Folks, I’ve not seen anything like this. Folks, the president’s job is not to sow confusion, it’s to plant the seeds of confidence. You’ve probably heard me say it before and I’ll say it again, presidential elections are overwhelmingly about character. They’re overwhelmingly about the character of [inaudible]. Character, character, character. It’s the most impressive trait and necessary trait a president must possess to lead the nation and the incredible people that we are. And my guy, your guy, Barack Obama has character. He’s got backbone like a ramrod. He has the character of his convictions. He does not engage in deception. He does not mislead. He says what he means and he stands by what he says.

And that’s one thing his opponent has not done. He has not stood by anything he has said. So ask yourself in this election, who do you trust? Who do you trust to be straight with you? To level with you? Who do you trust to stand up for the middle class? Who do you trust to stand up for America? Ladies and gentlemen, America does [inaudible]. We are not in decline, they are in denial.

END REMARKS

I’d fact check this for you AGAIN, but I’ve spent days linking to reality. It is an established fact that the Romney campaign is guilty of an absurd lie. But facts are apparently now a partisan issue due to Romney’s refusal to be dictated to by them. Here’s the newsflash: Biden told the truth. Romney lied again. Romney scared voters in Ohio and smeared Chrysler and GM because it’s what he does.

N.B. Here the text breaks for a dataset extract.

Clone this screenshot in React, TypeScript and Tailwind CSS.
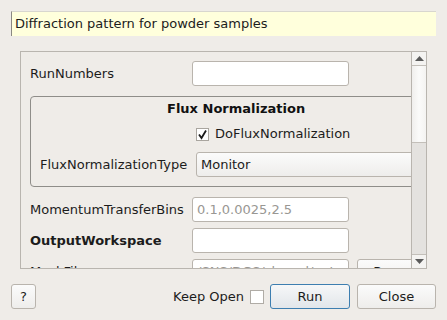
import React from "react";

const font = { fontFamily: '"DejaVu Sans", "Noto Sans", sans-serif' };

function Input({ placeholder }: { placeholder?: string }) {
  return (
    <div className="h-[25px] w-[157px] shrink-0 rounded-[3px] border border-[#b9b4ad] bg-white px-[4px] flex items-center text-[13px] text-[#999793] overflow-hidden whitespace-nowrap">
      {placeholder}
    </div>
  );
}

function Row({ label, bold, children }: { label: string; bold?: boolean; children: React.ReactNode }) {
  return (
    <div className="flex items-center h-[25px]">
      <div className={`w-[162px] shrink-0 text-[13px] text-[#1c1c1c] ${bold ? "font-bold" : ""}`}>{label}</div>
      {children}
    </div>
  );
}

export default function App() {
  return (
    <div style={font} className="w-[447px] h-[320px] bg-[#efece8] relative overflow-hidden text-[#1c1c1c]">
      <div className="pt-[11px] px-[11px]">
        <div className="h-[25px] w-[425px] bg-[#ffffdc] border-l border-l-[#8a8883] border-t border-t-[#d8d6cf] flex items-center pl-[3px] text-[13px]">
          Diffraction pattern for powder samples
        </div>
      </div>
      <div className="mt-[15px] ml-[20px] w-[407px] h-[218px] border border-[#b9b5af] flex overflow-hidden">
        <div className="w-[391px] h-full overflow-hidden">
          <div className="w-[460px] pl-[9px] pt-[9px] flex flex-col">
            <Row label="RunNumbers"><Input /></Row>
            <div className="mt-[10px] w-[417px] h-[91px] border border-[#8f8d89] rounded-[4px] flex flex-col">
              <div className="pl-[136px] pt-[4px] h-[20px] text-[13px] font-bold leading-[16px] text-[#111]">Flux Normalization</div>
              <div className="mt-[10px] ml-[165px] flex items-center h-[14px]">
                <div className="w-[13px] h-[13px] border border-[#a9a59f] bg-white flex items-center justify-center">
                  <svg width="11" height="11" viewBox="0 0 11 11"><path d="M2 5.5 L4.5 9 L9 1.5" stroke="#1a1a1a" strokeWidth="1.8" fill="none" /></svg>
                </div>
                <span className="ml-[6px] text-[13px]">DoFluxNormalization</span>
              </div>
              <div className="mt-[11px] ml-[9px] flex items-center h-[25px]">
                <div className="w-[156px] shrink-0 text-[13px]">FluxNormalizationType</div>
                <div className="h-[25px] w-[240px] rounded-[3px] border border-[#b9b4ad] bg-gradient-to-b from-[#fbfbfb] to-[#eeedeb] flex items-center pl-[4px] text-[13px]">Monitor</div>
              </div>
            </div>
            <div className="mt-[10px] flex flex-col gap-[6px]">
              <Row label="MomentumTransferBins"><Input placeholder="0.1,0.0025,2.5" /></Row>
              <Row label="OutputWorkspace" bold><Input /></Row>
              <Row label="MaskFile">
                <Input placeholder="/SNS/DGS/shared/autoreduce/mask.nxs" />
                <div className="ml-[8px] h-[25px] w-[80px] shrink-0 rounded-[3px] border border-[#b9b4ad] bg-gradient-to-b from-[#fbfbfb] to-[#eeedeb] flex items-center justify-center text-[13px]">Browse</div>
              </Row>
            </div>
          </div>
        </div>
        <div className="w-[15px] h-full border-l border-[#b9b5af] flex flex-col bg-[#e4e2df]">
          <div className="h-[14px] border-b border-[#c3bfb9] bg-[#f4f3f1] flex items-center justify-center">
            <svg width="9" height="5" viewBox="0 0 9 5"><path d="M0 5 L4.5 0 L9 5 Z" fill="#5a5a5a" /></svg>
          </div>
          <div className="h-[77px] border-b border-[#c3bfb9] bg-gradient-to-r from-[#f0efed] via-[#fbfbfa] to-[#f4f3f1]" />
          <div className="flex-1" />
          <div className="h-[14px] border-t border-[#c3bfb9] bg-[#f4f3f1] flex items-center justify-center">
            <svg width="9" height="5" viewBox="0 0 9 5"><path d="M0 0 L4.5 5 L9 0 Z" fill="#5a5a5a" /></svg>
          </div>
        </div>
      </div>
      <div className="mt-[15px] px-[11px] flex items-center h-[25px]">
        <div className="w-[25px] h-[25px] rounded-[3px] border border-[#b9b4ad] bg-gradient-to-b from-[#fbfbfb] to-[#eeedeb] flex items-center justify-center text-[13px]">?</div>
        <div className="flex-1" />
        <span className="text-[13px]">Keep Open</span>
        <div className="ml-[6px] w-[14px] h-[14px] border border-[#b0aca6] bg-white" />
        <div className="ml-[6px] w-[80px] h-[25px] rounded-[3px] border border-[#3d7eb0] bg-gradient-to-b from-[#f6f7f8] to-[#e2e6ea] flex items-center justify-center text-[13px]">Run</div>
        <div className="ml-[7px] w-[79px] h-[25px] rounded-[3px] border border-[#b9b4ad] bg-gradient-to-b from-[#fbfbfb] to-[#eeedeb] flex items-center justify-center text-[13px]">Close</div>
      </div>
    </div>
  );
}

It’s not fair to mislead the American people about the fundamentals of who you are. Romney was against the auto bailout and he should take the hits for his position. He obviously felt strongly enough about it to gloat about it endlessly during the crisis and right up until after polls showed him losing Ohio.

The truth is that the Romney campaign jumped the fact shark a long time ago, and he’s not playing typical spin politics — he’s destroying the credibility of the election process with lies so huge they bear no relationship to reality. The Obama campaign focuses on reality that speaks well of their choices, they spin the take on reality to advance Democratic beliefs, but they do not cheerfully attack with utter falsehoods and refuse to tweak their claims when hit by factcheckers (whose own inability to see Romney’s lies in their consistent arc rather than piece by piece is a problem).

These two campaigns aren’t playing the same game at all. One is politics and the other is a circus act of deliberately deceptive contortions.

CHICAGO points out the reason for Romney’s lies, “As Mitt Romney’s path to 270 becomes further out of reach, his attacks get further from the truth… As Vice President Biden asked Floridians this morning, why should voters trust someone who will say absolutely anything to get elected, even when he knows it’s dishonest?”